GIVEN DATA:
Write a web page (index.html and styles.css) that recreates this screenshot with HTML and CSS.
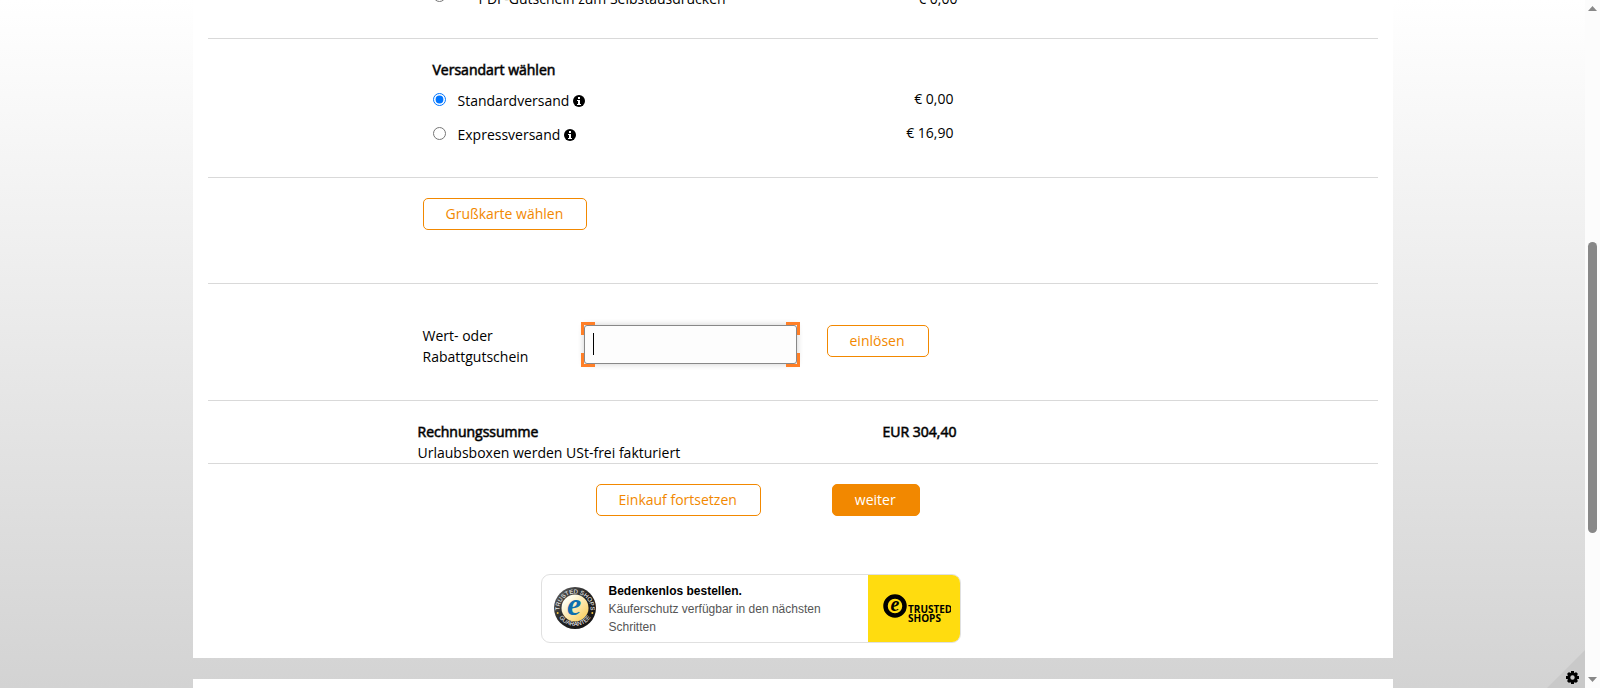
FILE: index.html
```html
<!DOCTYPE html>
<html lang="de">
<head>
  <meta charset="UTF-8">
  <meta name="viewport" content="width=device-width, initial-scale=1.0">
  <title>Warenkorb</title>
  <link rel="stylesheet" href="styles.css">
</head>
<body>
  <div class="window">
    <div class="view">
      <main class="page">
        <section class="section pdf">
          <div class="option indent">
            <input type="radio" id="pdf" name="product">
            <label for="pdf">PDF-Gutschein zum Selbstausdrucken</label>
            <span class="price">€ 0,00</span>
          </div>
        </section>

        <section class="section shipping">
          <h2>Versandart wählen</h2>
          <div class="option">
            <input type="radio" id="standard" name="shipping" checked>
            <label for="standard">Standardversand
              <svg class="info" viewBox="0 0 12 12"><circle cx="6" cy="6" r="6"/><path d="M4 5h3v4h1v1H4V9h1V6H4zM5 2h2v2H5z" fill="#fff"/></svg>
            </label>
            <span class="price">€ 0,00</span>
          </div>
          <div class="option">
            <input type="radio" id="express" name="shipping">
            <label for="express">Expressversand
              <svg class="info" viewBox="0 0 12 12"><circle cx="6" cy="6" r="6"/><path d="M4 5h3v4h1v1H4V9h1V6H4zM5 2h2v2H5z" fill="#fff"/></svg>
            </label>
            <span class="price">€ 16,90</span>
          </div>
        </section>

        <section class="section card">
          <button type="button" class="btn">Grußkarte wählen</button>
        </section>

        <section class="section voucher">
          <label for="code">Wert- oder Rabattgutschein</label>
          <div class="field">
            <input type="text" id="code" autofocus>
            <span class="caret"></span>
            <svg class="corners" viewBox="0 0 219 45" fill="none" stroke="#ff7f27" stroke-width="3"><path d="M1.500 13V1.500H14M205 1.500H217.500V13M1.500 31V43.500H14M205 43.500H217.500V31"/></svg>
          </div>
          <button type="button" class="btn">einlösen</button>
        </section>

        <section class="section total">
          <div>
            <strong>Rechnungssumme</strong>
            <p>Urlaubsboxen werden USt-frei fakturiert</p>
          </div>
          <strong>EUR 304,40</strong>
        </section>

        <div class="actions">
          <button type="button" class="btn">Einkauf fortsetzen</button>
          <button type="submit" class="btn primary">weiter</button>
        </div>

        <div class="trusted">
          <svg class="seal" viewBox="0 0 42 42">
            <defs>
              <linearGradient id="ring" x1="0" y1="0" x2="1" y2="1"><stop offset="0" stop-color="#666"/><stop offset=".5" stop-color="#222"/><stop offset="1" stop-color="#111"/></linearGradient>
              <linearGradient id="gold" x1="0" y1="0" x2="1" y2="1"><stop offset=".2" stop-color="#fffdf0"/><stop offset="1" stop-color="#f8c84a"/></linearGradient>
              <path id="upper" d="M5.800 25A15.500 15.500 0 1 1 36.200 25"/>
              <path id="lower" d="M3.500 27A18.800 18.800 0 0 0 38.500 27"/>
            </defs>
            <circle cx="21" cy="21" r="21" fill="url(#ring)"/>
            <circle cx="21" cy="21" r="13.500" fill="url(#gold)"/>
            <text class="seal-text" text-anchor="middle"><textPath href="#upper" startOffset="50%">TRUSTED SHOPS</textPath></text>
            <text class="seal-text" text-anchor="middle"><textPath href="#lower" startOffset="50%">GUARANTEE</textPath></text>
            <circle cx="3.700" cy="26" r="1" fill="#f3c545"/>
            <circle cx="38.300" cy="26" r="1" fill="#f3c545"/>
            <text class="seal-e" x="20" y="28" text-anchor="middle">e</text>
          </svg>
          <div class="trusted-text">
            <strong>Bedenkenlos bestellen.</strong>
            <p>Käuferschutz verfügbar in den nächsten Schritten</p>
          </div>
          <div class="trusted-logo">
            <svg viewBox="0 0 68 30">
              <circle cx="12" cy="12" r="9.500" fill="none" stroke="#000" stroke-width="4.500"/>
              <text class="logo-e" x="12" y="17" text-anchor="middle">e</text>
              <text class="logo-text" x="25" y="19">TRUSTED</text>
              <text class="logo-text" x="25" y="28">SHOPS</text>
            </svg>
          </div>
        </div>
      </main>
      <footer class="footer"></footer>
      <button type="button" class="settings" aria-label="Einstellungen">
        <svg viewBox="0 0 38 38">
          <path d="M38 0V38H0z" fill="#c9c9c9"/>
          <g transform="translate(25.500 27.500)">
            <circle r="3.700" fill="none" stroke="#000" stroke-width="3"/>
            <path d="M0-6.500V-4M0 6.500V4M-6.500 0H-4M6.500 0H4M-4.500-4.500l1.500 1.500M4.500 4.500L3 3M-4.500 4.500L-3 3M4.500-4.500L3-3" stroke="#000" stroke-width="3"/>
          </g>
        </svg>
      </button>
    </div>
    <div class="scrollbar">
      <svg viewBox="0 0 9 5"><path d="M4.500 0L9 5H0z"/></svg>
      <div class="track"><div class="thumb"></div></div>
      <svg viewBox="0 0 9 5"><path d="M0 0H9L4.500 5z"/></svg>
    </div>
  </div>
</body>
</html>
```
FILE: styles.css
```css
* {
  box-sizing: border-box;
}

body {
  margin: 0;
  font-family: "Open Sans", sans-serif;
  font-size: 14px;
  line-height: 21px;
  color: #000;
}

h2,
p {
  margin: 0;
}

h2 {
  font-size: 14px;
}

h2,
.total strong {
  font-weight: 400;
  -webkit-text-stroke: 1px rgba(0, 0, 0, 0.6);
}

.window {
  display: flex;
  height: 100vh;
  overflow: hidden;
}

.view {
  position: relative;
  flex: 1;
  overflow: hidden;
  background: linear-gradient(#fff, #d3d3d3);
}

/* the view is scrolled down into the order form */
.page {
  max-width: 1200px;
  margin: -12px auto 0;
  padding: 0 15px 15px;
  background: #fff;
}

.section {
  padding-left: 210px;
  border-bottom: 1px solid #d9d9d9;
}

.pdf {
  padding-bottom: 29px;
}

.shipping {
  padding-top: 20px;
  padding-bottom: 21px;
}

.shipping h2 {
  margin-bottom: 8px;
  padding-left: 15px;
}

.option {
  display: flex;
  align-items: flex-start;
  width: 536px;
  height: 34px;
  padding-left: 15px;
}

.option input {
  width: 13px;
  height: 13px;
  margin: 5px 12px 0 0;
}

.option label {
  padding-top: 2px;
}

.option .price {
  margin-left: auto;
}

.indent {
  width: 540px;
  height: 21px;
}

.indent input {
  margin: 1px 33px 0 0;
}

.indent label {
  padding-top: 0;
}

.info {
  width: 12px;
  height: 12px;
  vertical-align: -1px;
}

.btn {
  height: 32px;
  padding: 0 23px 2px 22px;
  border: 1px solid #f28800;
  border-radius: 5px;
  background: #fff;
  color: #f28800;
  font-family: inherit;
  font-size: 14px;
  cursor: pointer;
}

.btn.primary {
  background: #f28800;
  color: #fff;
}

.card {
  padding: 20px 0 53px 215px;
}

.card .btn {
  display: block;
}

.voucher {
  display: flex;
  align-items: flex-start;
  padding: 41px 0 33px 215px;
}

.voucher label {
  width: 161px;
  padding-right: 50px;
}

.field {
  position: relative;
  width: 213px;
  margin-right: 30px;
}

.field input {
  display: block;
  width: 100%;
  height: 39px;
  padding: 0 8px;
  border: 1px solid #888;
  border-radius: 3px;
  outline: none;
  background: #fdfdfd;
  box-shadow: 0 0 6px rgba(0, 0, 0, 0.2);
  caret-color: transparent;
}

.caret {
  position: absolute;
  top: 8px;
  left: 9px;
  width: 1px;
  height: 22px;
  background: #000;
}

.corners {
  position: absolute;
  top: -3px;
  left: -3px;
  width: 219px;
  height: 45px;
  pointer-events: none;
}

.total {
  display: flex;
  justify-content: space-between;
  padding: 20px 421px 0 210px;
}

.actions {
  display: flex;
  gap: 71px;
  padding: 20px 0 58px 388px;
}

.trusted {
  display: flex;
  width: 420px;
  height: 69px;
  margin-left: 333px;
  border: 1px solid #e0e0e0;
  border-radius: 9px;
  overflow: hidden;
  font-family: "Liberation Sans", Arial, sans-serif;
  font-size: 12px;
  line-height: 18px;
}

.seal {
  flex: none;
  width: 42px;
  height: 42px;
  margin: 12px;
}

.seal-text {
  font-size: 6px;
  font-weight: 400;
  fill: #fff;
}

.seal-e {
  font-family: "Liberation Serif", serif;
  font-size: 32px;
  font-style: italic;
  font-weight: 700;
  fill: #0e6fae;
}

.trusted-text {
  flex: 1;
  padding: 7px 30px 0 1px;
  color: #555;
}

.trusted-text strong {
  color: #000;
}

.trusted-logo {
  width: 92px;
  padding: 19px 0 0 15px;
  background: #ffdc0f;
}

.trusted-logo svg {
  width: 68px;
  height: 30px;
}

.logo-e {
  font-family: "Liberation Serif", serif;
  font-size: 20px;
  font-style: italic;
  font-weight: 700;
}

.logo-text {
  font-family: "Open Sans", sans-serif;
  font-size: 10px;
  font-weight: 700;
}

.footer {
  max-width: 1200px;
  height: 100px;
  margin: 21px auto 0;
  background: #fff;
}

.settings {
  position: absolute;
  right: 0;
  bottom: 0;
  width: 38px;
  height: 38px;
  padding: 0;
  border: 0;
  background: none;
}

.settings svg {
  display: block;
}

.scrollbar {
  display: flex;
  flex-direction: column;
  align-items: center;
  width: 15px;
  padding: 6px 0;
  background: #fcfcfc;
}

.scrollbar svg {
  width: 9px;
  height: 5px;
  fill: #888;
}

.track {
  flex: 1;
  padding-top: 231px;
}

.thumb {
  width: 9px;
  height: 291px;
  border-radius: 5px;
  background: #888;
}
```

WHAT TO PRODUCE: Copy every line of the listing containing the string "page".

SOLUTION BELOW:
Write a web page (index.html and styles.css) that recreates this screenshot with HTML and CSS.
      <main class="page">
.page {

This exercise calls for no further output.